SVT-SPM yields 0.2–1.5% accuracy improvements at 18–55% fewer FLOPs against MAE-pretrained ViT-B/Vit-L, and 0.2–0.3% gain for MViTv2 (Pan et al., 2023). VidTr achieves SOTA using 56% less memory via std-deviation-based pooling (Zhang et al., 2021).

Throughput (PPT, Token Pooling):

PPT enables up to 37% FLOP reduction and 45% throughput increase (DeiT-S), maintaining baseline top-1 accuracy (Wu et al., 2023). Weighted K-Medoids Token Pooling attains 79.4–81.2% top-1 at 42% fewer computations versus uncompressed DeiT (Marin et al., 2021).

5. Architectural Design and Hyperparameter Selection

Implementing VTP requires specification of pooling schedules, kernel sizes, attention sharing strategies, and pooling ratios. Common practices include:

Stage definition: 3–5 stages, per-stage downsampling (token halving or pooling), and increased channel dimension post-pooling.
Pooling kernel: 1D/2D convolution (stride 2), with preference for max/avg pooling in shallow layers; cluster-based pooling in deep layers.
Attention sharing flags: sharing every 2 layers optimal; avoid in the final classification layer (Chen et al., 2021).
AutoML/Evolutionary search: training a supernet with modular choices and freezing weights for validation-based search under FLOP constraints.
Regularization: drop-path, layer-scale, stochastic depth, label smoothing.
Dynamic policy (PPT): removal ratio and dispersal threshold; adaptive switching per instance.
Pooling hyperparameters: number of prototypes ( $M$ ), window sizes, keep ratios for attention-based or clustering-based pooling.

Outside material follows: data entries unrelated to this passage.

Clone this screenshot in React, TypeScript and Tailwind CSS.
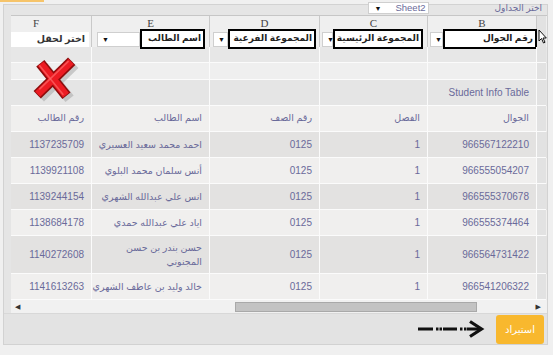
import React from "react";

type Row = {
  id: string;
  name: string[];
  cls: string;
  sec: string;
  phone: string;
  tall?: boolean;
};

const rows: Row[] = [
  { id: "1137235709", name: ["احمد محمد سعيد العسيري"], cls: "0125", sec: "1", phone: "966567122210" },
  { id: "1139921108", name: ["أنس سلمان محمد البلوي"], cls: "0125", sec: "1", phone: "966555054207" },
  { id: "1139244154", name: ["انس علي عبدالله الشهري"], cls: "0125", sec: "1", phone: "966555370678" },
  { id: "1138684178", name: ["اياد علي عبدالله حمدي"], cls: "0125", sec: "1", phone: "966555374464" },
  { id: "1140272608", name: ["حسن بندر بن حسن", "المجنوني"], cls: "0125", sec: "1", phone: "966564731422", tall: true },
  { id: "1141613263", name: ["خالد وليد بن عاطف الشهري"], cls: "0125", sec: "1", phone: "966541206322" },
];

const grid = "grid grid-cols-[81px_118px_110px_108px_109px_9px]";
const cell = "flex items-center justify-end border-r border-b border-[#fbfbfb] pr-[7px] text-right whitespace-nowrap";
const nameCell = "flex flex-col items-end justify-center border-r border-b border-[#fbfbfb] pr-[7px] text-right whitespace-nowrap text-[9.5px]";
const blank = "border-r border-b border-[#fbfbfb]";
const gutter = "border-b border-[#fbfbfb] bg-[#e2e2e2]";

const Tri = () => <span className="text-[7px] leading-none text-[#111]">▼</span>;

const Picker = ({ white, box, label, pl, pr }: { white: string; box: string; label: string; pl: string; pr: string }) => (
  <div className={`flex items-center justify-end border-r border-[#c9c9c9] ${pl} ${pr}`}>
    <div className={`flex h-[15px] items-center border border-[#cfcfcf] bg-white pl-[4px] ${white}`}>
      <Tri />
    </div>
    <div
      className={`flex h-[20px] items-center justify-end whitespace-nowrap border-2 border-black bg-white pr-[2px] text-[9px] font-bold text-[#222] ${box}`}
    >
      <span dir="rtl">{label}</span>
    </div>
  </div>
);

const RedX = () => (
  <svg width="46" height="46" viewBox="0 0 44 44" className="absolute left-[33px] top-[57px]">
    <g stroke="#9a9a9a" strokeOpacity="0.45" strokeWidth="10">
      <line x1="10" y1="9" x2="35" y2="40" />
      <line x1="40" y1="7" x2="7" y2="39" />
    </g>
    <g stroke="#8e0b0b" strokeWidth="10">
      <line x1="7" y1="6" x2="32" y2="37" />
      <line x1="37" y1="4" x2="4" y2="36" />
    </g>
    <g stroke="#ec1b22" strokeWidth="7">
      <line x1="7.5" y1="6.5" x2="31.5" y2="36.5" />
      <line x1="36.5" y1="4.5" x2="4.5" y2="35.5" />
    </g>
    <g stroke="#ff6a6a" strokeWidth="1.5" strokeOpacity="0.7">
      <line x1="6" y1="8" x2="29" y2="36" />
      <line x1="34" y1="4" x2="6" y2="31" />
    </g>
  </svg>
);

const Pointer = () => (
  <svg width="9" height="15" viewBox="0 0 9 15" className="absolute left-[538px] top-[29px]">
    <path d="M1 1 L1 12 L3.5 9.5 L5.5 14 L7 13.3 L5 9 L8.3 9 Z" fill="#fff" stroke="#111" strokeWidth="1" strokeLinejoin="round" />
  </svg>
);

const DashArrow = () => (
  <svg width="68" height="18" viewBox="0 0 68 18">
    <g fill="#111">
      <rect x="0" y="7.5" width="15" height="3" />
      <rect x="18" y="7.5" width="2.5" height="3" />
      <rect x="21.5" y="7.5" width="2.5" height="3" />
      <rect x="25" y="7.5" width="14" height="3" />
      <rect x="42" y="7.5" width="2.5" height="3" />
      <rect x="46" y="7.5" width="2.5" height="3" />
      <rect x="49" y="7.5" width="13" height="3" />
    </g>
    <path d="M52 1.5 L63.5 9 L52 16.5" fill="none" stroke="#111" strokeWidth="3.2" strokeLinejoin="miter" />
  </svg>
);

export default function App() {
  return (
    <div className="relative h-[355px] w-[553px] overflow-hidden bg-[#f0f0f0] font-['Liberation_Sans','DejaVu_Sans',sans-serif]">
      <div className="h-[2px] w-[44px] bg-[#f6c46a]" />
      <div className="ml-[3px] mt-[2px] w-[545px] border border-[#d2d2d2] bg-[#e5e5e5]">
        {/* top bar */}
        <div className="flex h-[10px] items-start justify-end pr-[5px]">
          <div className="-mt-[3px] flex h-[12px] w-[61px] items-center justify-between border border-[#cfcfcf] bg-white pl-[6px] pr-[2px]">
            <Tri />
            <span className="text-[9.5px] leading-none text-[#6a6a9a]">Sheet2</span>
          </div>
          <span dir="rtl" className="ml-[66px] -mt-[1px] text-[9px] leading-none text-[#6a6a9a]">
            اختر الجداول
          </span>
        </div>

        {/* sheet grid */}
        <div className="pl-[7px]">
          <div className={`${grid} h-[14px] border-t border-[#c6c6c6] bg-[#efefef] font-['Liberation_Serif',serif] text-[11px] leading-[14px] text-[#444]`}>
            <div className="border-r border-[#c9c9c9] pl-[22px]">F</div>
            <div className="border-r border-[#c9c9c9] text-center">E</div>
            <div className="border-r border-[#c9c9c9] text-center">D</div>
            <div className="border-r border-[#c9c9c9] text-center">C</div>
            <div className="border-r border-[#c9c9c9] text-center">B</div>
            <div className="bg-[#e2e2e2]" />
          </div>

          <div className={`${grid} h-[18px] bg-[#efefef]`}>
            <div className="flex items-center border-r border-[#c9c9c9] pr-[2px]">
              <div className="flex h-[15px] w-full items-center justify-end bg-white pr-[4px] text-[9.5px] font-bold text-[#333]">
                <span dir="rtl">اختر لحقل</span>
              </div>
            </div>
            <Picker white="w-[43px]" box="w-[66px]" label="اسم الطالب" pl="pl-[5px]" pr="pr-[4px]" />
            <Picker white="w-[15px]" box="w-[89px]" label="المجموعة الفرعية" pl="pl-[3px]" pr="pr-[3px]" />
            <Picker white="w-[11px]" box="w-[91px]" label="المجموعة الرئيسية" pl="pl-[2px]" pr="pr-[4px]" />
            <Picker white="w-[13px]" box="w-[95px] -mr-[1px]" label="رقم الجوال" pl="pl-[2px]" pr="pr-[0px]" />
            <div className="bg-[#e2e2e2]" />
          </div>

          <div className={`${grid} h-[16px] bg-[#e7e7e7]`}>
            <div className={blank} />
            <div className={blank} />
            <div className={blank} />
            <div className={blank} />
            <div className={blank} />
            <div className={gutter} />
          </div>
          <div className={`${grid} h-[17px] bg-[#efefef]`}>
            <div className={blank} />
            <div className={blank} />
            <div className={blank} />
            <div className={blank} />
            <div className={blank} />
            <div className={gutter} />
          </div>
          <div className={`${grid} h-[26px] bg-[#e5e5e5] text-[10px] text-[#6a6a9a]`}>
            <div className={blank} />
            <div className={blank} />
            <div className={blank} />
            <div className={blank} />
            <div className={cell}>Student Info Table</div>
            <div className={gutter} />
          </div>

          <div className={`${grid} h-[26px] bg-[#f0efee] text-[9.5px] text-[#6a6a9a]`}>
            <div className={cell}><span dir="rtl">رقم الطالب</span></div>
            <div className={cell}><span dir="rtl">اسم الطالب</span></div>
            <div className={cell}><span dir="rtl">رقم الصف</span></div>
            <div className={cell}><span dir="rtl">الفصل</span></div>
            <div className={cell}><span dir="rtl">الجوال</span></div>
            <div className={gutter} />
          </div>

          {rows.map((r, i) => (
            <div
              key={r.id}
              className={`${grid} ${r.tall ? "h-[38px]" : "h-[26px]"} ${i % 2 === 0 ? "bg-[#e3e2e1]" : "bg-[#f0efee]"} text-[10px] leading-[14px] text-[#6a6a9a]`}
            >
              <div className={cell}>{r.id}</div>
              <div className={nameCell}>
                {r.name.map((n) => (
                  <span key={n} dir="rtl">
                    {n}
                  </span>
                ))}
              </div>
              <div className={cell}>{r.cls}</div>
              <div className={cell}>{r.sec}</div>
              <div className={cell}>{r.phone}</div>
              <div className={gutter} />
            </div>
          ))}

          {/* horizontal scrollbar */}
          <div className="flex h-[13px] items-center bg-[#f1f1f1] pl-[4px] pr-[6px]">
            <span className="text-[7px] leading-none text-[#333]">◀</span>
            <div className="ml-[215px] h-[10px] w-[242px] border border-[#a9a9a9] bg-[#c3c3c3]" />
            <span className="ml-auto text-[7px] leading-none text-[#333]">▶</span>
          </div>
        </div>

        {/* bottom bar */}
        <div className="flex h-[31px] items-center justify-end border-t border-[#d8d8d8] bg-[#e3e3e3] pr-[3px]">
          <DashArrow />
          <button className="ml-[10px] flex h-[29px] w-[48px] items-center justify-center rounded-[3px] bg-[#f8b82e] text-[10px] text-white">
            استيراد
          </button>
        </div>
      </div>

      <RedX />
      <Pointer />
    </div>
  );
}
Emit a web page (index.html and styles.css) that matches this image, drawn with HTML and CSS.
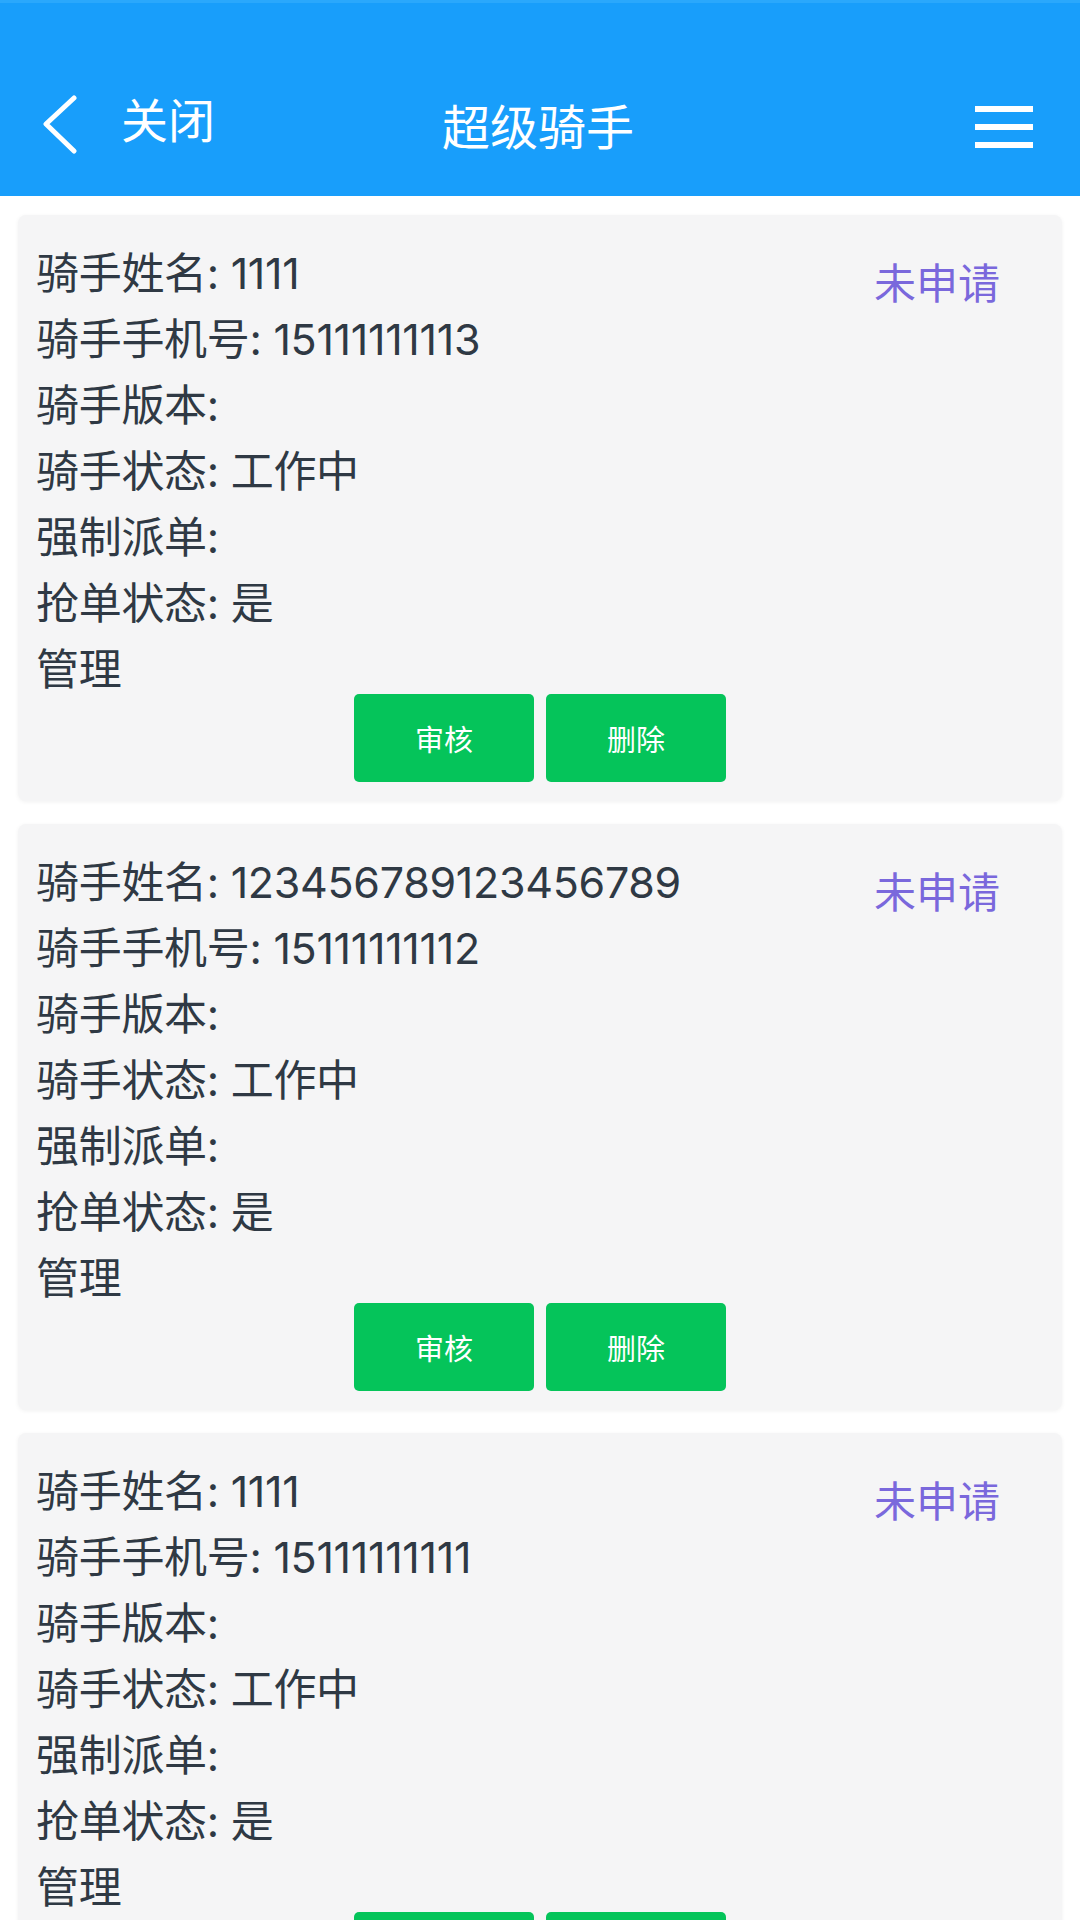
FILE: index.html
```html
<!DOCTYPE html>
<html lang="zh-CN">
<head>
<meta charset="utf-8">
<title>超级骑手</title>
<link rel="stylesheet" href="styles.css">
</head>
<body>
<header class="topbar">
  <div class="topbar-left">
    <svg class="back-icon" viewBox="0 0 36 60" width="36" height="60" aria-hidden="true">
      <path d="M31 3 L3 29 L31 56" fill="none" stroke="#fff" stroke-width="5" stroke-linecap="round" stroke-linejoin="round"/>
    </svg>
    <span class="close-text">关闭</span>
  </div>
  <div class="topbar-title">超级骑手</div>
  <div class="topbar-right">
    <div class="menu-icon"><span></span><span></span><span></span></div>
  </div>
</header>

<main class="list">
  <section class="card">
    <div class="card-body">
      <div class="info">
        <div class="line">骑手姓名: 1111</div>
        <div class="line">骑手手机号: 15111111113</div>
        <div class="line">骑手版本:</div>
        <div class="line">骑手状态: 工作中</div>
        <div class="line">强制派单:</div>
        <div class="line">抢单状态: 是</div>
        <div class="line">管理</div>
      </div>
      <div class="status">未申请</div>
    </div>
    <div class="actions">
      <button class="btn">审核</button>
      <button class="btn">删除</button>
    </div>
  </section>

  <section class="card">
    <div class="card-body">
      <div class="info">
        <div class="line">骑手姓名: 123456789123456789</div>
        <div class="line">骑手手机号: 15111111112</div>
        <div class="line">骑手版本:</div>
        <div class="line">骑手状态: 工作中</div>
        <div class="line">强制派单:</div>
        <div class="line">抢单状态: 是</div>
        <div class="line">管理</div>
      </div>
      <div class="status">未申请</div>
    </div>
    <div class="actions">
      <button class="btn">审核</button>
      <button class="btn">删除</button>
    </div>
  </section>

  <section class="card">
    <div class="card-body">
      <div class="info">
        <div class="line">骑手姓名: 1111</div>
        <div class="line">骑手手机号: 15111111111</div>
        <div class="line">骑手版本:</div>
        <div class="line">骑手状态: 工作中</div>
        <div class="line">强制派单:</div>
        <div class="line">抢单状态: 是</div>
        <div class="line">管理</div>
      </div>
      <div class="status">未申请</div>
    </div>
    <div class="actions">
      <button class="btn">审核</button>
      <button class="btn">删除</button>
    </div>
  </section>
</main>
</body>
</html>
```

FILE: styles.css
```css
* { box-sizing: border-box; }

html, body {
  margin: 0;
  padding: 0;
  background: #ffffff;
  font-family: "Noto Sans CJK SC", "Noto Sans", sans-serif;
}

body {
  width: 1080px;
  overflow: hidden;
}

.topbar {
  height: 196px;
  background: #189efb;
  border-top: 3px solid #2aa8fc;
  padding: 47px 47px 0 43px;
  display: grid;
  grid-template-columns: 1fr auto 1fr;
  align-items: center;
  color: #ffffff;
}

.topbar-left {
  display: flex;
  align-items: center;
  gap: 42px;
  height: 146px;
}

.back-icon {
  display: block;
  margin-top: 4px;
}

.close-text {
  font-size: 47px;
  line-height: 1;
  margin-top: -12px;
}

.topbar-title {
  font-size: 48px;
  line-height: 1;
  margin-top: 2px;
}

.topbar-right {
  display: flex;
  justify-content: flex-end;
}

.menu-icon {
  width: 58px;
  display: flex;
  flex-direction: column;
  gap: 12px;
  margin-top: 8px;
}

.menu-icon span {
  display: block;
  height: 6px;
  background: #ffffff;
}

.list {
  padding: 19px 18px 0;
  display: flex;
  flex-direction: column;
  gap: 23px;
}

.card {
  background: #f5f5f6;
  border-radius: 8px;
  box-shadow: 0 1px 4px rgba(0, 0, 0, 0.06);
  padding: 23px 62px 19px 18px;
  flex-shrink: 0;
}

.card-body {
  display: flex;
  justify-content: space-between;
  align-items: flex-start;
}

.info {
  color: #2f3944;
  font-family: Inter, "Noto Sans CJK SC", sans-serif;
  font-size: 43px;
  line-height: 66px;
  letter-spacing: -0.3px;
  padding-top: 2px;
}

.line {
  white-space: nowrap;
}

.status {
  color: #7a68dc;
  font-size: 42px;
  line-height: 66px;
  margin-top: 10px;
  white-space: nowrap;
}

.actions {
  display: flex;
  justify-content: center;
  gap: 12px;
  margin-top: -8px;
  margin-left: 44px;
}

.btn {
  width: 180px;
  height: 88px;
  border: none;
  border-radius: 5px;
  background: #05c45a;
  color: #ffffff;
  font-family: "Noto Sans CJK SC", "Noto Sans", sans-serif;
  font-size: 29px;
  padding: 0;
}
```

6. Contextual Applications and Generalization

VTP and its variants are broadly applicable across vision tasks:

Image Recognition: Adaptive token reduction yields improved cost–accuracy Pareto curves in ImageNet.
Semantic Segmentation and Object Detection: Multi-level context abstraction via pyramid pooling or semantic pooling enhances spatial reasoning and global–local interactions.
Facial Expression Recognition: Saliency-biased pooling (APP/ATP) filters occlusion and noise, regularizes convergence, injects inductive bias.
Video Understanding: Hierarchical and affinity-based pooling enables effective long-range reasoning at minimal cost.
Transfer to Static Images: Semantic Pooling Modules and clustering-based pooling transfer directly, operating on spatial windows or patch tokens for images (Pan et al., 2023).

7. Limitations, Ablation Findings, and Future Directions

Ablation studies confirm the critical role of pooling strategies:

Pooling type: Data-aware pooling (cluster-based, attention-guided) consistently outperforms uniform or grid pooling, especially above 2 GFLOPs.
Weighting: Incorporating significance/importance scores in clustering enhances accuracy; weighted K-Medoids preferred for speed and precision (Marin et al., 2021).
Pooling schedule sensitivity: Both initialization and pooling ratio show robustness; wrong thresholds may degrade performance in adaptive pooling/pruning.
Further avenues: Differentiable top- $K$ selection, dynamic per-layer or per-instance policy, multi-head semantic pooling, occlusion-aware modules, and instance-level adaptive ratios are promising directions (Xue et al., 2022, Wu et al., 2023).

In sum, Visual Transformer Pooling unifies a rigorous set of operations that expand the efficiency and scalability of transformer-based vision models, underpinned by formal error-bound minimization, data-driven clustering, attention-aware selection, and evolutionary optimization (Chen et al., 2021, Wu et al., 2021, Xue et al., 2022, Pan et al., 2023, Marin et al., 2021, Wu et al., 2023, Zhang et al., 2021).